# They have graduated...



## Duckie (Feb 13, 2008)

My 4 oldest chicks have graduated...I took out all the bedding and papertowel, and allowed them to go directly on the cage grate. They seem fine. I lowered all the perches and they all are perching now. i have been providing soft foods such as softened pellets, cooked oatmeal, whole wheat bread and peas...and they seem to be eating it...little bits though

I didn't like the fact that they were constantly walking through their droppings (even though I changed it many times a day). I added one of my cooking grates, lying it in the opposite direction so they have a little more wiring to walk on.

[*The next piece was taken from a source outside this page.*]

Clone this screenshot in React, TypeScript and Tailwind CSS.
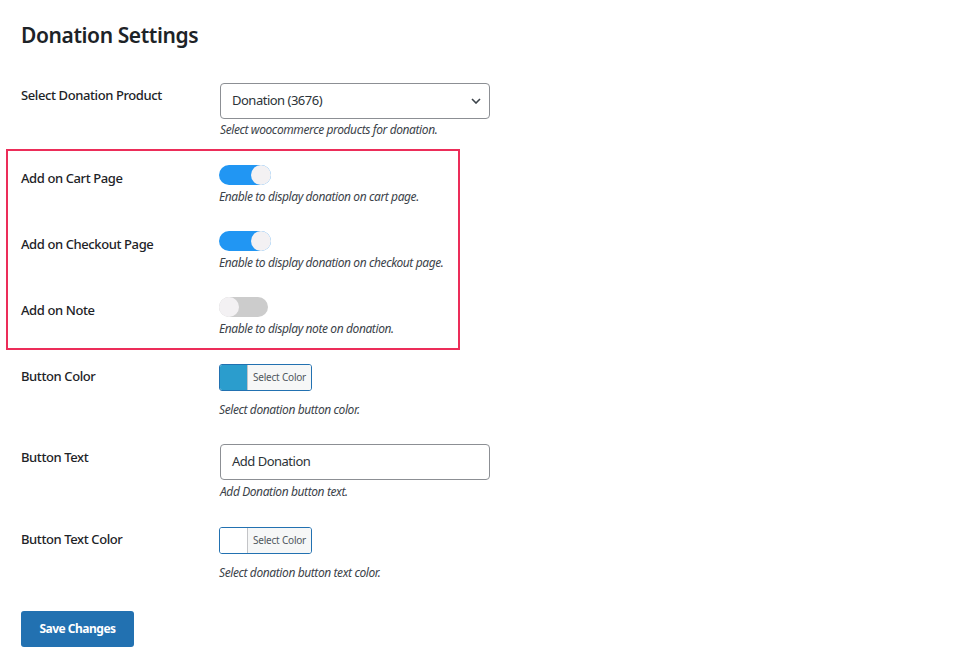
import React from "react";

const font = { fontFamily: '"Noto Sans", "Open Sans", sans-serif' };

function Toggle({ on }: { on: boolean }) {
  return on ? (
    <div className="flex h-[20px] w-[52px] items-center justify-end rounded-full bg-[#2196f3]">
      <div className="h-[20px] w-[20px] rounded-full bg-[#f3f1f3]" />
    </div>
  ) : (
    <div className="flex h-[20px] w-[49px] items-center justify-start rounded-full bg-[#cccccc]">
      <div className="h-[20px] w-[20px] rounded-full bg-[#f3f1f3]" />
    </div>
  );
}

function Help({ children, mt }: { children: React.ReactNode; mt: string }) {
  return (
    <div className={`${mt} text-[12px] italic leading-[18px] tracking-[-0.4px] text-[#3c434a]`}>
      {children}
    </div>
  );
}

function Label({ children, pt, w }: { children: React.ReactNode; pt: string; w: string }) {
  return (
    <div className={`${w} ${pt} shrink-0 text-[13px] font-medium leading-[20px] tracking-[-0.4px] text-[#1d2327]`}>
      {children}
    </div>
  );
}

function ColorButton({ swatch }: { swatch: string }) {
  return (
    <div className="flex h-[27px] w-[93px] overflow-hidden rounded-[3px] border border-[#2271b1]">
      <div className="w-[27px] shrink-0" style={{ backgroundColor: swatch }} />
      <div className="flex flex-1 items-center justify-center border-l border-[#c3c4c7] bg-[#f6f7f7] text-[10px] tracking-[-0.2px] text-[#50575e]">
        Select Color
      </div>
    </div>
  );
}

export default function App() {
  return (
    <div className="min-h-[669px] w-[969px] bg-white" style={font}>
      <h1 className="pl-[21px] pt-[19px] text-[21px] font-semibold leading-[32px] tracking-[-0.4px] text-[#1d2327]">
        Donation Settings
      </h1>

      {/* Row 1 */}
      <div className="mt-[32px] flex pl-[21px]">
        <Label w="w-[199px]" pt="pt-[2px]">Select Donation Product</Label>
        <div className="flex flex-col">
          <div className="flex h-[36px] w-[270px] items-center justify-between rounded-[4px] border border-[#8c8f94] pl-[11px] pr-[8px] text-[13px] tracking-[-0.5px] text-[#2c3338]">
            <span>Donation (3676)</span>
            <svg width="10" height="6" viewBox="0 0 10 6" fill="none">
              <path d="M1 1l4 4 4-4" stroke="#3c434a" strokeWidth="1.6" />
            </svg>
          </div>
          <Help mt="mt-[2px]">Select woocommerce products for donation.</Help>
        </div>
      </div>

      {/* Highlighted group */}
      <div className="ml-[6px] mt-[10px] w-[454px] border-2 border-[#ec2d59] pb-[10px] pt-[14px]">
        <div className="flex pl-[13px]">
          <Label w="w-[198px]" pt="pt-[3px]">Add on Cart Page</Label>
          <div className="flex flex-col">
            <Toggle on />
            <Help mt="mt-[3px]">Enable to display donation on cart page.</Help>
          </div>
        </div>
        <div className="mt-[25px] flex pl-[13px]">
          <Label w="w-[198px]" pt="pt-[3px]">Add on Checkout Page</Label>
          <div className="flex flex-col">
            <Toggle on />
            <Help mt="mt-[3px]">Enable to display donation on checkout page.</Help>
          </div>
        </div>
        <div className="mt-[25px] flex pl-[13px]">
          <Label w="w-[198px]" pt="pt-[3px]">Add on Note</Label>
          <div className="flex flex-col">
            <Toggle on={false} />
            <Help mt="mt-[3px]">Enable to display note on donation.</Help>
          </div>
        </div>
      </div>

      {/* Button Color */}
      <div className="mt-[14px] flex pl-[21px]">
        <Label w="w-[198px]" pt="pt-[2px]">Button Color</Label>
        <div className="flex flex-col">
          <ColorButton swatch="#2b9dcd" />
          <Help mt="mt-[10px]">Select donation button color.</Help>
        </div>
      </div>

      {/* Button Text */}
      <div className="mt-[25px] flex pl-[21px]">
        <Label w="w-[199px]" pt="pt-[3px]">Button Text</Label>
        <div className="flex flex-col">
          <div className="flex h-[36px] w-[270px] items-center rounded-[4px] border border-[#8c8f94] pl-[11px] text-[13px] tracking-[-0.5px] text-[#2c3338]">
            Add Donation
          </div>
          <Help mt="mt-[3px]">Add Donation button text.</Help>
        </div>
      </div>

      {/* Button Text Color */}
      <div className="mt-[26px] flex pl-[21px]">
        <Label w="w-[198px]" pt="pt-[2px]">Button Text Color</Label>
        <div className="flex flex-col">
          <ColorButton swatch="#ffffff" />
          <Help mt="mt-[10px]">Select donation button text color.</Help>
        </div>
      </div>

      <div className="mt-[29px] pl-[21px]">
        <button className="flex h-[36px] w-[113px] items-center justify-center rounded-[3px] bg-[#2271b1] text-[12px] font-bold tracking-[-0.5px] text-white">
          Save Changes
        </button>
      </div>
    </div>
  );
}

it seems to be going well, but i am keeping close watch, to make sure they are learning and not in danger. But since I put just the grate in there, they all are perching...I am so excited And it is so cute...they all have their own perch. I am going to keep Scar and Gracie (the two youngest in the separate cage for a little while longer, as they are a bit smaller than they others, and have yet to learn flight and perching.


----------



## Raven2322 (Mar 1, 2008)

Congrats, I'm glad to hear that they are doing so well. I will now be waiting for cute pictures of them perching. lol


----------



## Aly (Jul 30, 2007)




----------



## kimmikefids (Aug 2, 2008)

hooray thats fantastic!! just keep an eye on their water intake!!! u must feel so good to see them looking like birdies and to know u had a huge part to play in that!


----------



## Duckie (Feb 13, 2008)

I do have water in the cage as well, but I have not witnessed them drinking anything as of yet...hopefully I am just missing it. Come Friday, Ollie and Screech go down to 2 hand-feedings a day! "My babies are growing up sooo fast!   )


----------